Source: A Beginner-friendly and Comprehensive Deep Dive on Vector Databases

Let the Games Begin

Now that your vector database is set up, you can ask the LLM a question and start the RAG process.

Source: Retrieval Augmented Generation: A Friendly Guide

(1) The retrieval step begins with embedding your question (query) so that it is compatible with the embeddings in your vector database. Then, the RAG system searches that database looking for semantic similarities between the query embedding and the stored data embeddings. These similarity measurements are based on a distance metric—usually cosine similarity or Euclidean distance—where data points with related characteristics are grouped closer together than those that differ from each other. This allows the RAG model to retrieve the most relevant information for your query.

Source: Understanding + Calculating the Distance Between Vectors

(2) After the data is retrieved, it’s time for the augmentation step. Here, the retrieved information is combined with your original query and sent to the LLM. If your RAG system is well designed, the model is only fed the context it needs to provide an accurate response.

(3) Lastly, we have the generation step, where the LLM responds to your query based on the information from the retrieval and augmentation steps.

RAG vs. Prompt Stuffing

At this point, you may be wondering why you can’t just paste the data you need into the LLM prompt when you want to ask questions about it. It’s so much easier, right?

As LLM context windows continue to expand, there’s been some debate that “prompt stuffing” could replace RAG.

For background, the context window is the amount of tokens you can include in the input prompt (a token is roughly four characters). ChatGPT-3.5 can only handle about 4,000 tokens, but GPT4o can handle 128,000 and Gemini 1.5 Pro goes to 2 million. Two million tokens is roughly 4,000 pages. That’s a lot!
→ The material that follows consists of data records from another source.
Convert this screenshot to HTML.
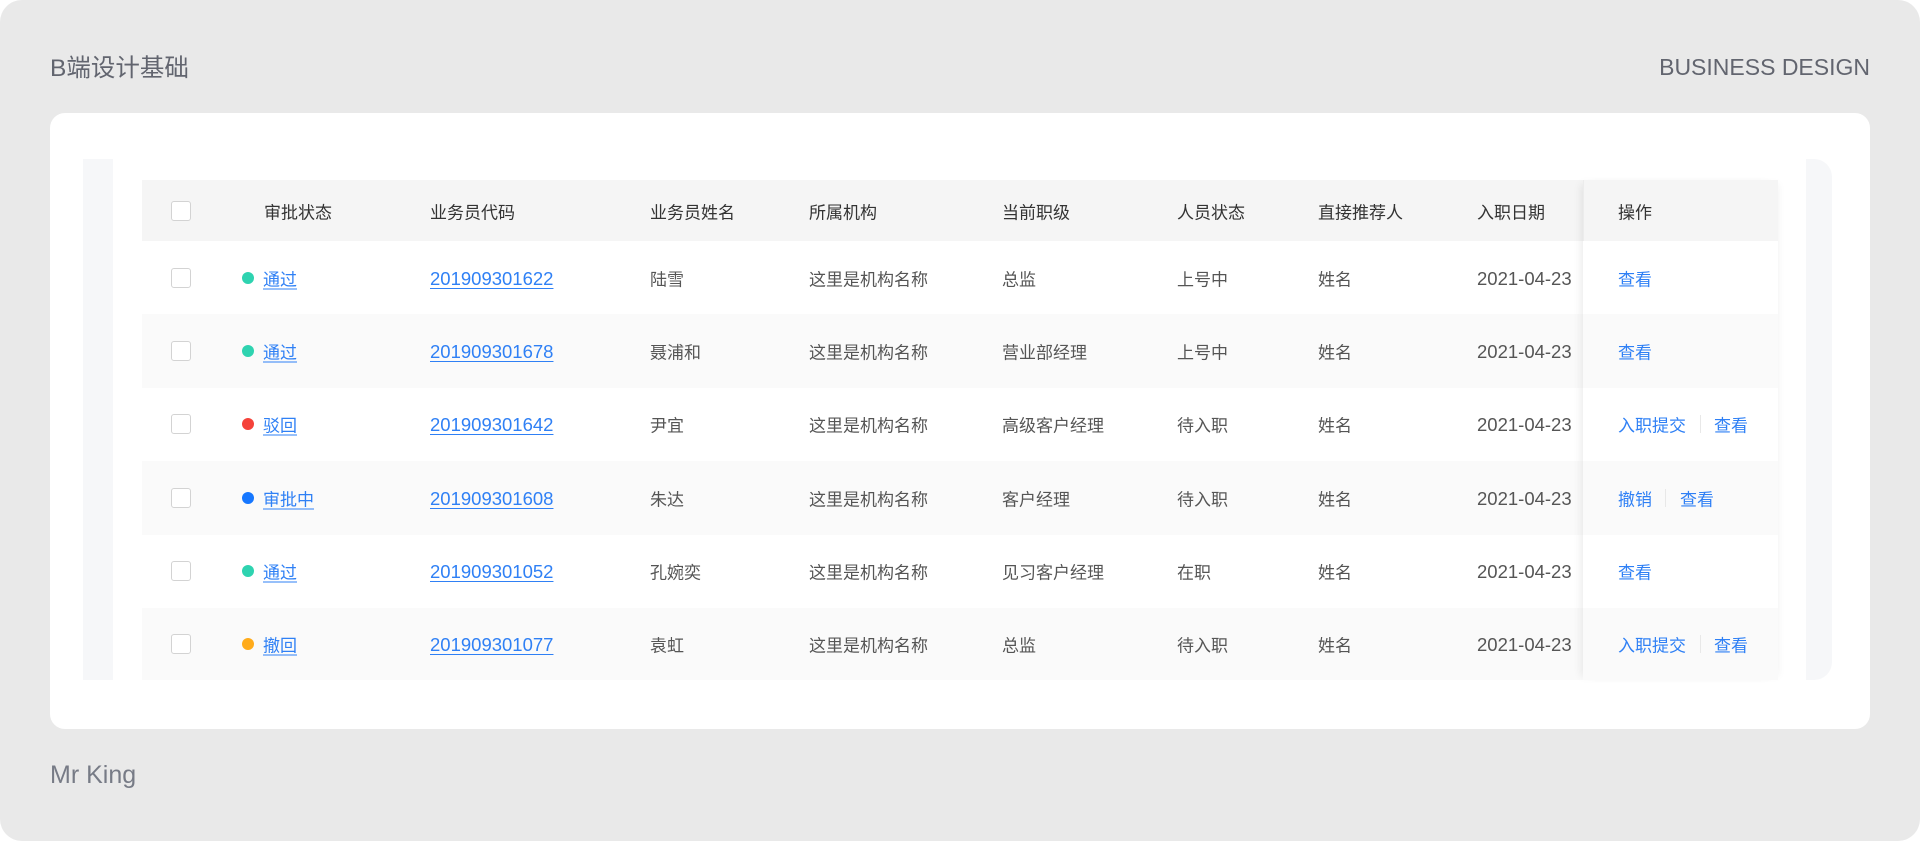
<!DOCTYPE html>
<html><head><meta charset="utf-8"><style>
*{margin:0;padding:0;box-sizing:border-box}
html,body{width:1920px;height:841px;overflow:hidden;background:#fff}
body{font-family:"Liberation Sans","Noto Sans CJK SC",sans-serif;position:relative}
.bg{position:absolute;left:0;top:0;width:1920px;height:841px;background:#e9e9e9;border-radius:22px}
.t{position:absolute;color:#5d606b;font-size:22px;line-height:26px}
.card{position:absolute;left:50px;top:113px;width:1820px;height:616px;background:#fff;border-radius:15px}
.ls{position:absolute;left:83px;top:159px;width:30px;height:521px;background:#f6f7f9}
.rs{position:absolute;left:1806px;top:159px;width:26px;height:521px;background:#f6f7f9;border-radius:0 18px 18px 0}
.row{position:absolute;left:142px;width:1636px;height:73.4px;font-size:17px;color:#555}
.row span,.row a{position:absolute;top:50%;transform:translateY(-50%);white-space:nowrap}
.row .n{font-size:18.5px;margin-top:1px}
.hd{background:#f5f5f5;color:#333}
.w{background:#fff}.g{background:#fafafa}
.cb{position:absolute;left:29px;top:50%;margin-top:-10px;width:20px;height:20px;border:1.5px solid #d3d3d3;border-radius:3px;background:#fff}
.dot{position:absolute;left:100px;top:50%;margin-top:-6px;width:12px;height:12px;border-radius:50%}
a{color:#2f80f5;text-decoration:underline;text-underline-offset:3px}
.op{color:#2f80f5}
.sep{position:absolute;top:50%;margin-top:-9px;width:1px;height:18px;background:#e8e8e8}
.opcol{position:absolute;left:1583px;top:180px;width:195px;height:500px;box-shadow:-6px 0 8px -4px rgba(0,0,0,0.08),4px 0 8px -4px rgba(0,0,0,0.06);pointer-events:none}
</style></head><body>
<div class="bg"></div>
<div class="t" style="left:50px;top:56px;font-size:24.5px;color:#62656f">B端设计基础</div>
<div class="t" style="right:50px;top:54px;font-size:23px;color:#62656f">BUSINESS DESIGN</div>
<div class="t" style="left:50px;top:762px;font-size:25px;color:#777b86">Mr King</div>
<div class="card"></div>
<div class="ls"></div><div class="rs"></div>

<div class="row hd" style="top:180px;height:61px">
<div class="cb"></div>
<span style="left:122px">审批状态</span><span style="left:288px">业务员代码</span><span style="left:508px">业务员姓名</span><span style="left:667px">所属机构</span><span style="left:860px">当前职级</span><span style="left:1035px">人员状态</span><span style="left:1176px">直接推荐人</span><span style="left:1335px">入职日期</span><span style="left:1441px;border-left:1px solid #ececec;height:61px;top:0;transform:none"></span><span style="left:1476px">操作</span>
</div>

<div class="row w" style="top:241px">
<div class="cb"></div><div class="dot" style="background:#2ed3b0"></div>
<a style="left:121px">通过</a><a class="n" style="left:288px">201909301622</a><span style="left:508px">陆雪</span><span style="left:667px">这里是机构名称</span><span style="left:860px">总监</span><span style="left:1035px">上号中</span><span style="left:1176px">姓名</span><span class="n" style="left:1335px">2021-04-23</span><span class="op" style="left:1476px">查看</span>
</div>
<div class="row g" style="top:314.4px">
<div class="cb"></div><div class="dot" style="background:#2ed3b0"></div>
<a style="left:121px">通过</a><a class="n" style="left:288px">201909301678</a><span style="left:508px">聂浦和</span><span style="left:667px">这里是机构名称</span><span style="left:860px">营业部经理</span><span style="left:1035px">上号中</span><span style="left:1176px">姓名</span><span class="n" style="left:1335px">2021-04-23</span><span class="op" style="left:1476px">查看</span>
</div>
<div class="row w" style="top:387.8px">
<div class="cb"></div><div class="dot" style="background:#f5423a"></div>
<a style="left:121px">驳回</a><a class="n" style="left:288px">201909301642</a><span style="left:508px">尹宜</span><span style="left:667px">这里是机构名称</span><span style="left:860px">高级客户经理</span><span style="left:1035px">待入职</span><span style="left:1176px">姓名</span><span class="n" style="left:1335px">2021-04-23</span><span class="op" style="left:1476px">入职提交</span><div class="sep" style="left:1558px"></div><span class="op" style="left:1572px">查看</span>
</div>
<div class="row g" style="top:461.2px">
<div class="cb"></div><div class="dot" style="background:#1677ff"></div>
<a style="left:121px">审批中</a><a class="n" style="left:288px">201909301608</a><span style="left:508px">朱达</span><span style="left:667px">这里是机构名称</span><span style="left:860px">客户经理</span><span style="left:1035px">待入职</span><span style="left:1176px">姓名</span><span class="n" style="left:1335px">2021-04-23</span><span class="op" style="left:1476px">撤销</span><div class="sep" style="left:1523px"></div><span class="op" style="left:1538px">查看</span>
</div>
<div class="row w" style="top:534.6px">
<div class="cb"></div><div class="dot" style="background:#2ed3b0"></div>
<a style="left:121px">通过</a><a class="n" style="left:288px">201909301052</a><span style="left:508px">孔婉奕</span><span style="left:667px">这里是机构名称</span><span style="left:860px">见习客户经理</span><span style="left:1035px">在职</span><span style="left:1176px">姓名</span><span class="n" style="left:1335px">2021-04-23</span><span class="op" style="left:1476px">查看</span>
</div>
<div class="row g" style="top:608px;height:72px">
<div class="cb"></div><div class="dot" style="background:#ffab1a"></div>
<a style="left:121px">撤回</a><a class="n" style="left:288px">201909301077</a><span style="left:508px">袁虹</span><span style="left:667px">这里是机构名称</span><span style="left:860px">总监</span><span style="left:1035px">待入职</span><span style="left:1176px">姓名</span><span class="n" style="left:1335px">2021-04-23</span><span class="op" style="left:1476px">入职提交</span><div class="sep" style="left:1558px"></div><span class="op" style="left:1572px">查看</span>
</div>
<div class="opcol"></div>
</body></html>
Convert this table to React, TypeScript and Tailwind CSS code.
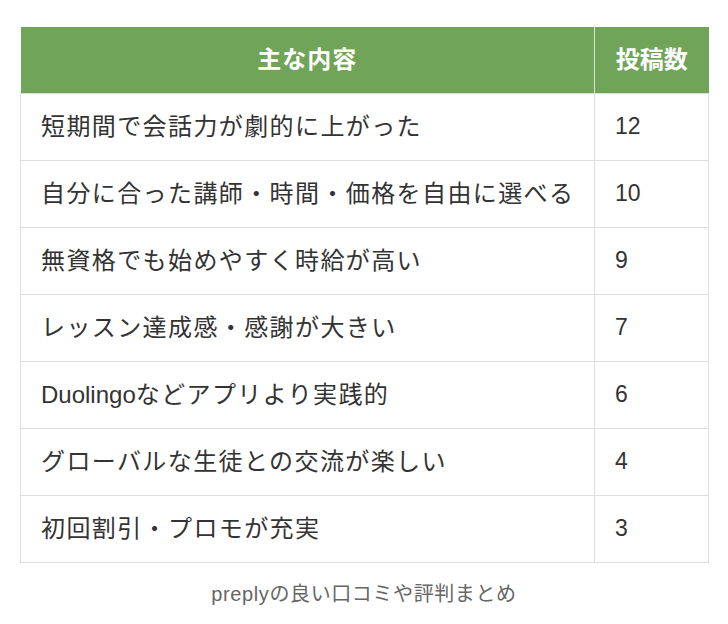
const rows: [string, number][] = [
  ['短期間で会話力が劇的に上がった', 12],
  ['自分に合った講師・時間・価格を自由に選べる', 10],
  ['無資格でも始めやすく時給が高い', 9],
  ['レッスン達成感・感謝が大きい', 7],
  ['Duolingoなどアプリより実践的', 6],
  ['グローバルな生徒との交流が楽しい', 4],
  ['初回割引・プロモが充実', 3],
];

export default function App() {
  return (
    <div
      className="w-[728px] h-[624px] bg-white pt-[27px] px-[20px]"
      style={{ fontFamily: '"Liberation Sans", "Noto Sans CJK JP", sans-serif' }}
    >
      <table className="w-[689px] border-collapse table-fixed text-[#333]">
        <colgroup>
          <col className="w-[574px]" />
          <col />
        </colgroup>
        <thead>
          <tr className="bg-[#70a459] text-white h-[66px]">
            <th className="border-r border-[#d9e6d3] text-[24px] font-bold text-center tracking-[1px]">主な内容</th>
            <th className="text-[24px] font-bold text-center">投稿数</th>
          </tr>
        </thead>
        <tbody>
          {rows.map(([label, count]) => (
            <tr key={label} className="h-[67px]">
              <td className="border border-[#dddddd] pl-[20px] pr-0 text-[24px] leading-none tracking-[1.4px] whitespace-nowrap">
                {label.startsWith('Duolingo') ? (
                  <>
                    <span className="tracking-normal">Duolingo</span>
                    {label.slice(8)}
                  </>
                ) : (
                  label
                )}
              </td>
              <td className="border border-[#dddddd] px-[20px] text-[23px] leading-none">{count}</td>
            </tr>
          ))}
        </tbody>
      </table>
      <p className="mt-[16px] text-center text-[20px] text-[#666] tracking-[0.6px]">preplyの良い口コミや評判まとめ</p>
    </div>
  );
}
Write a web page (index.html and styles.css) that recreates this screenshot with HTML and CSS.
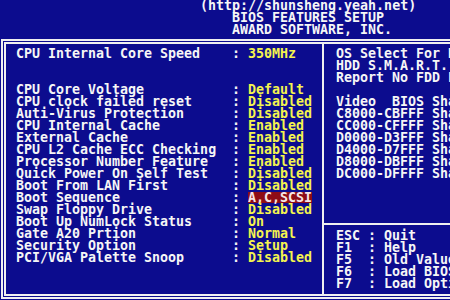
FILE: index.html
```html
<!DOCTYPE html>
<html lang="en">

<head>
  <meta charset="UTF-8">
  <title>BIOS Features Setup</title>
  <link rel="stylesheet" href="styles.css">
</head>

<body>
  <div class="header">
    <div class="url">(http://shunsheng.yeah.net)</div>
    <div class="title">BIOS FEATURES SETUP</div>
    <div class="title">AWARD SOFTWARE, INC.</div>
  </div>

  <div class="frame">
    <div class="inner">
      <!-- 左边 设置项 -->
      <div class="left">
        <div class="row"><span>CPU Internal Core Speed</span><span>:</span><span class="val">350MHz</span></div>
        <div class="list">
          <div class="row"><span>CPU Core Voltage</span><span>:</span><span class="val">Default</span></div>
          <div class="row"><span>CPU clock failed reset</span><span>:</span><span class="val">Disabled</span></div>
          <div class="row"><span>Auti-Virus Protection</span><span>:</span><span class="val">Disabled</span></div>
          <div class="row"><span>CPU Internal Cache</span><span>:</span><span class="val">Enabled</span></div>
          <div class="row"><span>External Cache</span><span>:</span><span class="val">Enabled</span></div>
          <div class="row"><span>CPU L2 Cache ECC Checking</span><span>:</span><span class="val">Enabled</span></div>
          <div class="row"><span>Processor Number Feature</span><span>:</span><span class="val">Enabled</span></div>
          <div class="row"><span>Quick Power On Self Test</span><span>:</span><span class="val">Disabled</span></div>
          <div class="row"><span>Boot From LAN First</span><span>:</span><span class="val">Disabled</span></div>
          <div class="row"><span>Boot Sequence</span><span>:</span><span class="val"><span class="sel">A,C,SCSI</span></span></div>
          <div class="row"><span>Swap Floppy Drive</span><span>:</span><span class="val">Disabled</span></div>
          <div class="row"><span>Boot Up NumLock Status</span><span>:</span><span class="val">On</span></div>
          <div class="row"><span>Gate A20 Prtion</span><span>:</span><span class="val">Normal</span></div>
          <div class="row"><span>Security Option</span><span>:</span><span class="val">Setup</span></div>
          <div class="row"><span>PCI/VGA Palette Snoop</span><span>:</span><span class="val">Disabled</span></div>
        </div>
      </div>

      <!-- 右边 说明 -->
      <div class="right">
        <div class="note">
          <div>OS Select For DRAM &gt; 64MB : Non-OS2</div>
          <div>HDD S.M.A.R.T. capability : Disabled</div>
          <div>Report No FDD For WIN 95  : No</div>
        </div>
        <div class="shadow">
          <div>Video  BIOS Shadow : Enabled</div>
          <div>C8000-CBFFF Shadow : Disabled</div>
          <div>CC000-CFFFF Shadow : Disabled</div>
          <div>D0000-D3FFF Shadow : Disabled</div>
          <div>D4000-D7FFF Shadow : Disabled</div>
          <div>D8000-DBFFF Shadow : Disabled</div>
          <div>DC000-DFFFF Shadow : Disabled</div>
        </div>
        <div class="keys">
          <div class="key"><span>ESC</span><span>:</span><span>Quit</span></div>
          <div class="key"><span>F1</span><span>:</span><span>Help</span></div>
          <div class="key"><span>F5</span><span>:</span><span>Old Values (Shift)F2 : Color</span></div>
          <div class="key"><span>F6</span><span>:</span><span>Load BIOS Defaults</span></div>
          <div class="key"><span>F7</span><span>:</span><span>Load Optimal Defaults</span></div>
        </div>
      </div>
    </div>
  </div>
</body>

</html>
```

FILE: styles.css
```css
* {
  padding: 0;
  margin: 0;
  box-sizing: border-box;
}

body {
  width: 450px;
  height: 300px;
  overflow: hidden;
  background-color: #0c0c8e;
  color: #f6f6f6;
  font-family: "DejaVu Sans Mono", "Liberation Mono", monospace;
  font-weight: bold;
  font-size: 13.3px;
  line-height: 12px;
  white-space: nowrap;
}

/* 顶部标题 */
.header .url {
  padding-left: 200px;
}

.header .title {
  padding-left: 232px;
}

/* 双线边框 */
.frame {
  width: 640px;
  margin: 3px 0 0 1px;
  border: 2px solid #f0f0f0;
  padding: 1px;
}

.inner {
  border: 2px solid #f0f0f0;
  height: 254px;
  display: grid;
  grid-template-columns: 316px 1fr;
}

.left {
  padding: 4px 0 4px 10px;
}

.list {
  margin-top: 24px;
}

.row {
  display: grid;
  grid-template-columns: 216px 16px auto;
}

.row .val {
  color: #f4f44e;
}

.row .sel {
  display: inline-block;
  height: 11px;
  background-color: #8e0c16;
  color: #f6e6e6;
}

.right {
  border-left: 2px solid #f0f0f0;
  padding: 4px 0;
  display: flex;
  flex-direction: column;
}

.note,
.shadow {
  padding-left: 12px;
}

.note div,
.shadow div {
  white-space: pre;
}

.shadow {
  margin-top: 12px;
}

.keys {
  margin-top: auto;
  border-top: 2px solid #f0f0f0;
  padding: 5px 0 0 12px;
}

.key {
  display: grid;
  grid-template-columns: 32px 16px auto;
}
```
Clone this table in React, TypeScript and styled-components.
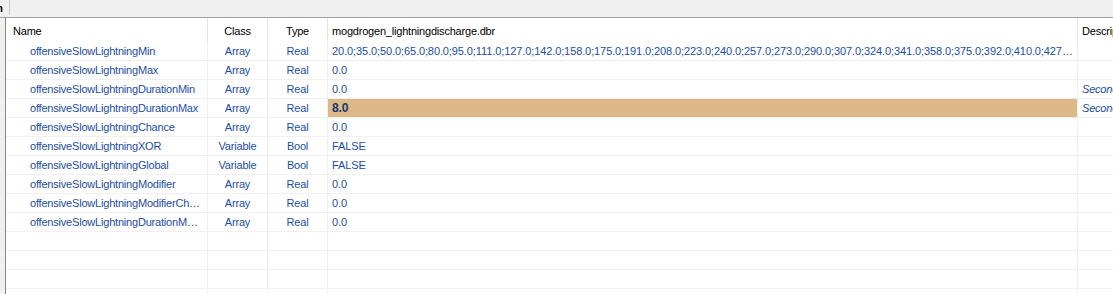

While recent research has shown some performance advantages with these long context LLMs, they come with significantly higher computational costs. As well, there is the “lost in the middle” phenomena, where LLMs tend to overlook information that’s located in the middle of the content injected into the prompt.

Ultimately, RAG is a more efficient and cost-effective solution because it only retrieves the most relevant information to respond to your question.

Advanced RAG Methods

As RAG grows in popularity, new techniques are emerging to address limitations in the process. I’ll point you to the article “Advanced RAG Techniques: an Illustrated Overview” from December 2023 as a reference. The diagram below, taken from the article, highlights some of the additional methods available to improve the RAG framework.

Source: Advanced RAG Techniques: An Illustrated Overview

Graph RAG

While most RAG implementations are currently vector-based, there’s growing interest in incorporating knowledge graphs into the process to capture even deeper and more complex relationships between data points. Knowledge graphs plot these interconnections using nodes and edges.

Nodes represent entities like people or concepts; and
Edges are the connections between nodes.

Source: GraphRAG is All You Need? LLM & Knowledge Graph

The difference between vector- and graph-based RAG is that vector databases represent data as high-dimensional vectors to measure similarity, while knowledge graphs represent that data as a map of connections.

Source: Implement RAG with Knowledge Graph and Llama-Index

Why is RAG important?

If you have no need to search or analyze proprietary data when you use an LLM and you aren’t concerned about getting outdated or hallucinated information, then RAG probably won’t blow your mind.

That said, the significance of RAG is that it makes LLMs even more powerful and amazing by allowing them to interact with your data and respond with information that is up-to-date, accurate, and relevant to your search and query needs.